Choral teacher Michael Driscoll has spent the past 15 years at the high school. However, Driscoll was not always keen on pursuing a career in music. Driscoll was at first an engineering major and earned a masters in engineering from Worcester Polytechnic Institute, but learned that he wasn’t enthusiastic about it.

“I was just staring at the clock all day, and I just realized it was not for me,” Driscoll said.

After spending six years on engineering, he finally decided to switch gears into conducting.

“The hardest decision for me was deciding to quit my engineering job to go back and do a masters in conducting,” Driscoll said. “I wasn’t sure if I would be completely out of my league doing one. I just thought if I don’t do it, I’ll regret it forever. So I just went for it.”

Michael Driscoll majored in engineering in college. Now, he has a doctorate in music and teaches Advanced Placement Music Theory and piano classes and conducts the school choirs.

Driscoll received a master’s degree in conducting at the New England Conservatory and later a Doctor of Musical Arts from Boston University. According to Driscoll, the decision to get a doctorate was an important step in his career.

“It was something that I had been interested in and wanted to do, but it is a huge time and financial commitment.

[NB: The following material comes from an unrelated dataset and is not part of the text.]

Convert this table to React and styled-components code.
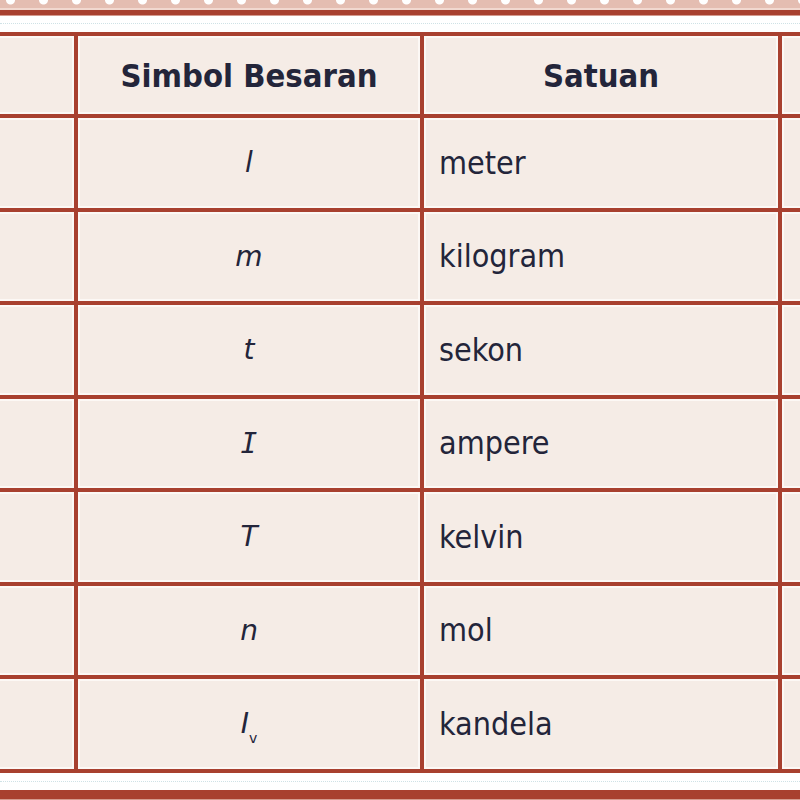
import React from 'react';
import styled, { createGlobalStyle } from 'styled-components';

const RED = '#a8402f';
const CELL = '#f5ece6';
const INK = '#23253a';

const GlobalStyle = createGlobalStyle`
  html, body {
    margin: 0;
    padding: 0;
    background: #ffffff;
  }
  body {
    font-family: "DejaVu Sans Condensed", "DejaVu Sans", sans-serif;
    color: ${INK};
  }
`;

const rows = [
  { symbol: 'l', unit: 'meter' },
  { symbol: 'm', unit: 'kilogram' },
  { symbol: 't', unit: 'sekon' },
  { symbol: 'I', unit: 'ampere', serif: true },
  { symbol: 'T', unit: 'kelvin' },
  { symbol: 'n', unit: 'mol' },
  { symbol: 'I', sub: 'v', unit: 'kandela' },
];

const App = () => (
  <Page>
    <GlobalStyle />
    <DotBand />
    <Rule />
    <Gutter />
    <Frame>
      <Table>
        <Cell />
        <HeadCell>Simbol Besaran</HeadCell>
        <HeadCell>Satuan</HeadCell>
        <Cell />
        {rows.map((row) => (
          <React.Fragment key={row.unit}>
            <Cell />
            <SymbolCell>
              <Symbol $serif={row.serif}>
                {row.symbol}
                {row.sub && <Sub>{row.sub}</Sub>}
              </Symbol>
            </SymbolCell>
            <UnitCell>{row.unit}</UnitCell>
            <Cell />
          </React.Fragment>
        ))}
      </Table>
    </Frame>
    <Gutter />
    <Rule $tall />
  </Page>
);

const Page = styled.div`
  width: 800px;
  height: 800px;
  overflow: hidden;
  display: flex;
  flex-direction: column;
`;

// pink strip of half-cut white dots along the very top
const DotBand = styled.div`
  height: 8px;
  flex: none;
  background:
    radial-gradient(circle at 50% 0, #ffffff 4px, rgba(255, 255, 255, 0) 5px) -6px 0 / 33px 8px repeat-x,
    #e4bdb1;
  border-bottom: 2px solid #f1d8cf;
`;

const Rule = styled.div`
  flex: none;
  height: ${(p) => (p.$tall ? '9px' : '5px')};
  background: ${RED};
  box-shadow: 0 1px 0 #d49a8e;
`;

const Gutter = styled.div`
  flex: none;
  height: 17px;
  display: flex;
  align-items: center;

  &::after {
    content: '';
    flex: 1;
    border-top: 1px dotted #cfe2e6;
  }
`;

const Frame = styled.div`
  flex: none;
  width: 800px;
  overflow: hidden;
`;

const Table = styled.div`
  display: grid;
  grid-template-columns: 270px 342px 354px 200px;
  grid-template-rows: 78px repeat(7, 89.5px);
  gap: 4px;
  padding: 4px;
  margin-left: -200px;
  width: max-content;
  background: ${RED};
`;

const Cell = styled.div`
  background: ${CELL};
  box-shadow: inset 0 0 0 2px #fcf8f5;
  display: flex;
  align-items: center;
`;

const HeadCell = styled(Cell)`
  justify-content: center;
  font-weight: bold;
  font-size: 32.5px;
  padding-top: 2px;
`;

const SymbolCell = styled(Cell)`
  justify-content: center;
`;

// the ampere "I" carries slab serifs in the source, so it gets the mono face
const Symbol = styled.span`
  font-style: italic;
  font-size: 28px;
  font-family: ${(p) =>
    p.$serif ? '"DejaVu Sans Mono", "Liberation Mono", monospace' : '"DejaVu Sans", sans-serif'};
`;

const Sub = styled.sub`
  font-size: 14px;
  font-style: normal;
  line-height: 0;
  vertical-align: -10px;
`;

const UnitCell = styled(Cell)`
  padding-left: 15px;
  font-size: 32px;
`;

export default App;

But it was one of those things I knew if I don’t do it now, then I will never do it,” Driscoll said.  

This training allowed for him to design a curriculum to teach his students in a way that he sees effective.

“I think that my approach to teaching is very methodical and almost scientific in a way,” Driscoll said. “It’s something that I have thought very hard about: how to teach concepts in a way that is very sequential so that people can understand it, starting with very little knowledge.”

All three teachers use what they know to fulfill their main goal: preparing their students for a satisfying career, no matter what it may be.  

“Every person deserves to figure out what they’re passionate about and then be able to figure out how to make that their life’s work so that there’s fulfillment and joy in what you’re doing,” Williams said. “That’s important.”